Don't overestimate the influence of the media. The '76 election was just over two years after Nixon's resignation, and in his first months in office Ford got to watch a catastrophic mid-term election and then pardoned Nixon. He took the office with an anchor around his neck and the general perception that he was an accidental president -- no one before or since took the office without winning a nationwide election.

He stumbled a lot, I think, because he didn't go through a presidential campaign before becoming president. He didn't have the practice at smiling for the camera, waving to the crowd, and walking down stairs at the same time. If you think that sounds easy, try it some time. Try it again where there might be ice on the steps and you're wearing dress shoes.

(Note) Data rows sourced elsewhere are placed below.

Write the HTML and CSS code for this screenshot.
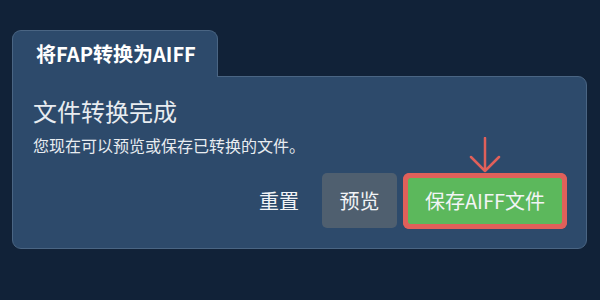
FILE: index.html
```html
<!DOCTYPE html>
<html>
<head>
  <title>将FAP转换为AIFF</title>
  <link rel="stylesheet" href="styles.css">
</head>
<body>
  <div class="converter">
    <div class="tab">将FAP转换为AIFF</div>

    <div class="panel">
      <h2 class="title">文件转换完成</h2>
      <p class="subtitle">您现在可以预览或保存已转换的文件。</p>

      <div class="actions">
        <button class="btn btn-text">重置</button>
        <button class="btn btn-gray">预览</button>
        <div class="save-wrap">
          <!-- pointer arrow above the save button -->
          <svg class="pointer" width="32" height="36" viewBox="0 0 32 36">
            <path d="M16 1 V34 M2 20 L16 34 L30 20" fill="none" stroke="#e0605a" stroke-width="2.5" stroke-linecap="round" stroke-linejoin="round"/>
          </svg>
          <button class="btn btn-green">保存AIFF文件</button>
        </div>
      </div>
    </div>
  </div>
</body>
</html>
```

FILE: styles.css
```css
body {
  margin: 0;
  background: #112238;
  font-family: "Noto Sans CJK SC", "Noto Sans", sans-serif;
  color: #e8ecf0;
}

.converter {
  padding: 30px 13px 0 12px;
}

.tab {
  position: relative;
  z-index: 1;
  display: inline-block;
  box-sizing: border-box;
  height: 47px;
  margin-bottom: -1px;
  padding: 0 21px 0 23px;
  background: #2d4a6b;
  border: 1px solid #4a6583;
  border-bottom: none;
  border-radius: 9px 9px 0 0;
  color: #ffffff;
  font-size: 20px;
  font-weight: bold;
  line-height: 45px;
}

.panel {
  background: #2d4a6b;
  border: 1px solid #4a6583;
  border-radius: 0 9px 9px 9px;
  padding: 18px 19px 20px 20px;
}

.title {
  margin: 0;
  font-size: 24px;
  font-weight: normal;
  line-height: 32px;
}

.subtitle {
  margin: 6px 0 0;
  font-size: 16px;
  line-height: 24px;
}

.actions {
  display: flex;
  justify-content: flex-end;
  align-items: center;
  gap: 11px;
  margin-top: 16px;
}

.btn {
  font-family: inherit;
  font-size: 20px;
  border: none;
  border-radius: 5px;
  color: #f2f4f6;
  cursor: pointer;
}

.btn-text {
  background: none;
  padding: 0 12px;
  height: 55px;
}

.btn-gray {
  background: #4f5f6f;
  width: 75px;
  height: 55px;
  padding: 0;
}

.save-wrap {
  position: relative;
  margin-right: 5px;
}

.btn-green {
  display: block;
  background: #5cb85c;
  width: 154px;
  height: 46px;
  padding: 0;
  border-radius: 2px;
  outline: 5px solid #e0605a;
  outline-offset: 0;
  box-shadow: 0 0 0 5px #e0605a;
}

.pointer {
  position: absolute;
  left: 61px;
  bottom: 100%;
  margin-bottom: 5px;
}
```
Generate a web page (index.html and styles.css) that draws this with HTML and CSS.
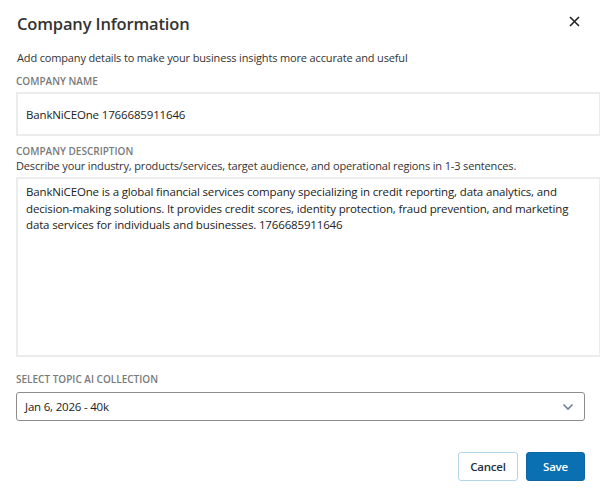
FILE: index.html
```html
<!DOCTYPE html>
<html lang="en">
<head>
<meta charset="utf-8">
<link rel="stylesheet" href="styles.css">
</head>
<body>
<div class="dialog">
  <div class="header">
    <h1 class="title">Company Information</h1>
    <button class="close" aria-label="Close">
      <svg width="11" height="11" viewBox="0 0 11 11"><path d="M1 1L10 10M10 1L1 10" stroke="#222" stroke-width="1.6" fill="none"/></svg>
    </button>
  </div>
  <p class="subtitle">Add company details to make your business insights more accurate and useful</p>

  <div class="field">
    <div class="label">COMPANY NAME</div>
    <div class="input">BankNiCEOne 1766685911646</div>
  </div>

  <div class="field">
    <div class="label">COMPANY DESCRIPTION</div>
    <div class="help">Describe your industry, products/services, target audience, and operational regions in 1-3 sentences.</div>
    <div class="textarea">BankNiCEOne is a global financial services company specializing in credit reporting, data analytics, and decision-making solutions. It provides credit scores, identity protection, fraud prevention, and marketing data services for individuals and businesses. 1766685911646</div>
  </div>

  <div class="field select-field">
    <div class="label">SELECT TOPIC AI COLLECTION</div>
    <div class="select">
      <span>Jan 6, 2026 - 40k</span>
      <svg width="12" height="8" viewBox="0 0 12 8"><path d="M1.5 1.5L6 6L10.5 1.5" stroke="#6d7f91" stroke-width="1.6" fill="none"/></svg>
    </div>
  </div>

  <div class="actions">
    <button class="btn cancel">Cancel</button>
    <button class="btn save">Save</button>
  </div>
</div>
</body>
</html>
```

FILE: styles.css
```css
html, body {
  margin: 0;
  padding: 0;
  background: #fff;
}
body {
  font-family: "Open Sans", "Noto Sans", sans-serif;
  color: #333;
  width: 600px;
  overflow: hidden;
}
.dialog {
  padding: 0 15px 0 16px;
}
.header {
  display: flex;
  justify-content: space-between;
  align-items: center;
  height: 46px;
}
.title {
  margin: 0;
  font-size: 16.5px;
  font-weight: 600;
  color: #333;
  letter-spacing: -0.15px;
  padding-left: 1px;
}
.close {
  border: 0;
  background: none;
  padding: 0;
  width: 16px;
  height: 16px;
  display: flex;
  align-items: center;
  justify-content: center;
  margin-right: 3px;
  margin-top: -4px;
}
.subtitle {
  margin: 4px 0 0 1px;
  font-size: 11px;
  letter-spacing: -0.15px;
  color: #333;
  line-height: 16px;
}
.field {
  margin-top: 8px;
}
.label {
  font-size: 10px;
  font-weight: 600;
  color: #7a7a7a;
  line-height: 14px;
  letter-spacing: 0;
}
.input {
  margin-top: 4px;
  margin-right: -15px;
  height: 44px;
  box-sizing: border-box;
  border: 2px solid #ececec;
  border-right-width: 1px;
  padding: 0 8px;
  display: flex;
  align-items: center;
  font-size: 11.5px;
  letter-spacing: -0.15px;
  color: #222;
}
.help {
  font-size: 11px;
  letter-spacing: -0.15px;
  line-height: 15px;
  color: #333;
}
.textarea {
  margin-top: 4px;
  margin-right: -15px;
  height: 180px;
  box-sizing: border-box;
  border: 2px solid #ececec;
  border-right-width: 1px;
  padding: 5px 8px;
  font-size: 11.5px;
  letter-spacing: -0.15px;
  line-height: 16.7px;
  color: #222;
}
.select-field {
  margin-top: 15px;
}
.select {
  margin-top: 6px;
  height: 29px;
  box-sizing: border-box;
  border: 1.5px solid #8c8c8c;
  border-radius: 3px;
  display: flex;
  align-items: center;
  justify-content: space-between;
  padding: 0 10px 0 8px;
  font-size: 11.5px;
  letter-spacing: -0.2px;
  color: #222;
}
.actions {
  display: flex;
  justify-content: flex-end;
  gap: 8px;
  margin-top: 31px;
}
.btn {
  height: 29px;
  box-sizing: border-box;
  border-radius: 3px;
  font-family: "Open Sans", "Noto Sans", sans-serif;
  font-size: 11.5px;
  font-weight: 600;
  letter-spacing: -0.2px;
  padding: 0;
}
.cancel {
  width: 60px;
  background: #fff;
  border: 1.5px solid #b5d6e6;
  color: #234;
}
.save {
  width: 59px;
  background: #0a70b1;
  border: 1px solid #0a67a3;
  color: #fff;
}
```
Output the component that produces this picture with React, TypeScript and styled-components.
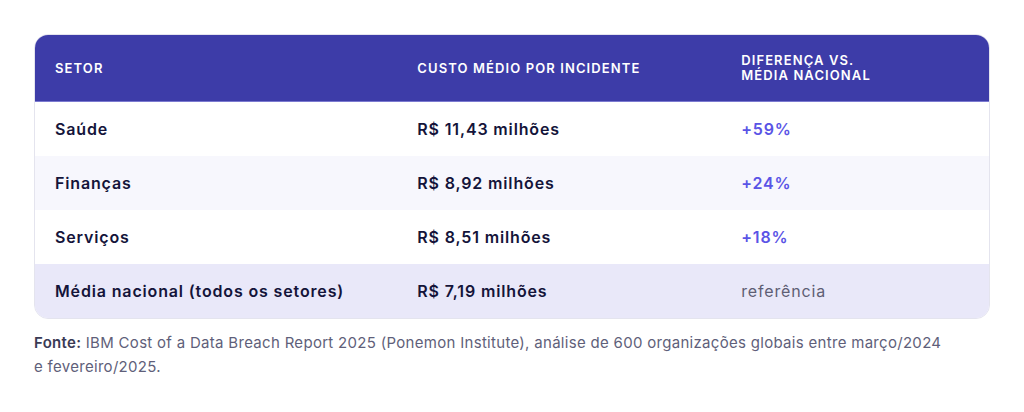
import React from 'react'
import styled, { createGlobalStyle } from 'styled-components'

const Global = createGlobalStyle`
  html, body { margin: 0; padding: 0; background: #ffffff; }
  body { font-family: Inter, "Noto Sans", sans-serif; }
`

const Page = styled.div`
  padding: 34px;
`

const Card = styled.div`
  border: 1px solid #e4e4ee;
  border-radius: 14px;
  overflow: hidden;
`

const Table = styled.table`
  width: 100%;
  border-collapse: collapse;
  table-layout: fixed;
`

const Th = styled.th`
  background: #3d3ca8;
  color: #ffffff;
  text-align: left;
  font-size: 13px;
  font-weight: 600;
  letter-spacing: 1.1px;
  line-height: 15px;
  text-transform: uppercase;
  padding: 18px 20px;
  border-bottom: 1px solid #7b7ad0;
`

const Row = styled.tr<{ $tone: 'white' | 'soft' | 'total' }>`
  background: ${p => (p.$tone === 'white' ? '#ffffff' : p.$tone === 'soft' ? '#f7f7fd' : '#e9e8f9')};
  & + & td { border-top: 1px solid #e2e2ec; }
`

const Td = styled.td<{ $kind?: 'up' | 'ref' }>`
  padding: 16px 20px;
  font-size: 16px;
  line-height: 22px;
  font-weight: 600;
  letter-spacing: 0.85px;
  color: ${p => (p.$kind === 'up' ? '#5a54e6' : p.$kind === 'ref' ? '#5e5e74' : '#14143a')};
  ${p => p.$kind === 'ref' && 'font-weight: 400;'}
`

const Note = styled.p`
  margin: 12px 0 0;
  max-width: 916px;
  font-size: 15px;
  line-height: 24px;
  letter-spacing: 0.3px;
  color: #5f5f7a;
  strong { color: #3a3a55; font-weight: 600; }
`

const rows: { setor: string; custo: string; dif: string; tone: 'white' | 'soft' | 'total' }[] = [
  { setor: 'Saúde', custo: 'R$ 11,43 milhões', dif: '+59%', tone: 'white' },
  { setor: 'Finanças', custo: 'R$ 8,92 milhões', dif: '+24%', tone: 'soft' },
  { setor: 'Serviços', custo: 'R$ 8,51 milhões', dif: '+18%', tone: 'white' },
  { setor: 'Média nacional (todos os setores)', custo: 'R$ 7,19 milhões', dif: 'referência', tone: 'total' },
]

export default function App() {
  return (
    <Page>
      <Global />
      <Card>
        <Table>
          <colgroup>
            <col style={{ width: '37.98%' }} />
            <col style={{ width: '33.95%' }} />
            <col />
          </colgroup>
          <thead>
            <tr>
              <Th>Setor</Th>
              <Th>Custo médio por incidente</Th>
              <Th>Diferença vs.<br />média nacional</Th>
            </tr>
          </thead>
          <tbody>
            {rows.map(r => (
              <Row key={r.setor} $tone={r.tone}>
                <Td>{r.setor}</Td>
                <Td>{r.custo}</Td>
                <Td $kind={r.tone === 'total' ? 'ref' : 'up'}>{r.dif}</Td>
              </Row>
            ))}
          </tbody>
        </Table>
      </Card>
      <Note>
        <strong>Fonte:</strong> IBM Cost of a Data Breach Report 2025 (Ponemon Institute), análise de 600 organizações globais entre março/2024 e fevereiro/2025.
      </Note>
    </Page>
  )
}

I'm not an exceptional klutz, but if I walk down an unfamiliar set of stairs without looking down, I'll bust my butt at least one time in fifty. If I had to do that twice a day every day, well, you do the math.

Ford got a reputation for being dumb because he spoke in a pretty monotonal and flat midwestern accent that went over well in Grand Rapids, but didn't play in the northeast. Again, lack of practice, because he'd never worked the rubber-chicken primary circuit. No one, not even Truman, was less prepared. That's not his fault, just the fickle finger of fate.

Ford was shoved onto the world's biggest stage with no script and no rehearsals, and the fact that the 1976 election was even close is a testament to the fact that he could improv, he could think on his feet and his straightforward honesty shone through.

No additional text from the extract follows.